Lo que sigue son tres horas de incertidumbre en las que no se sabe si podremos volar hoy, mañana o nunca a nuestro destino. En la cola de este destino incierto, asisto a una muestra de fascinantes aspectos de la naturaleza humana: los que se intentan colar pretextando preguntar algo, los que insultan a los que se intentan colar, los que hablan muy alto y le cuentan a todo el mundo que es fundamental que la ciudad a la que se dirigen cuente con su imprescindible presencia, los niños que no levantan la mirada del iPad a todo volumen viendo 'Frozen'. Las azafatas, superadas, sin información porque no les llegan datos nuevos, apenas pueden atender todas las preguntas, quejas y demandas. Creo que ellas y las enfermeras son las profesionales más sufridas de todos los colectivos. Reciben chaparrones que no les corresponden y los aguantan con una dignidad admirable. Y los enfermos y los pasajeros son –somos– dos especies a las que hay que dar de comer aparte. Ellas dan la cara ante la gente en sus momentos más vulnerables y les llueven palos muy injustos. Cómo lo hacen para controlarse y no enviar a cagar al personal es admirable.

Me pongo los auriculares para escuchar a Nick Cave y, en mi cabeza, alejarme de los niños del iPad a todo volumen y de sus padres aulladores, que me están poniendo de los nervios.
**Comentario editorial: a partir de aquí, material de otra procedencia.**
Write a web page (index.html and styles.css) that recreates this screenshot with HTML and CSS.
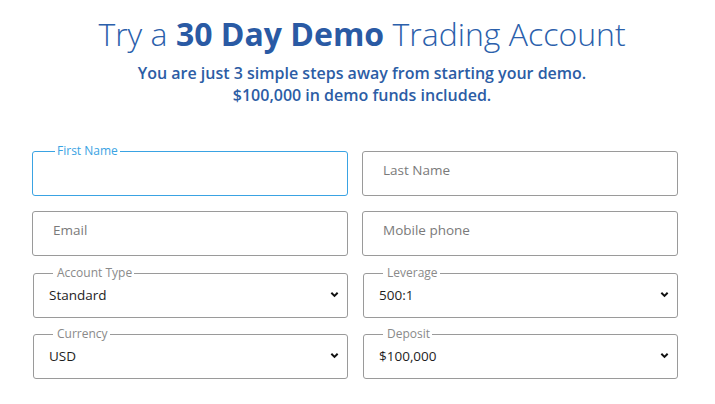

Veo, un poco delante de mí, a un escritor al que admiro en la cola, que lee y toma notas con la dignidad intacta y aérea del que viaja sin moverse, y no se queja, ni empuja ni grita ni se enfada.

Tres horas después vuelvo a casa y me meto en la cama para pretender que este día absurdo no ha ocurrido. En el taxi que me ha traído, el conductor me ha preguntado de dónde vengo. De Roma, le he dicho. Nerón sigue haciendo de las suyas.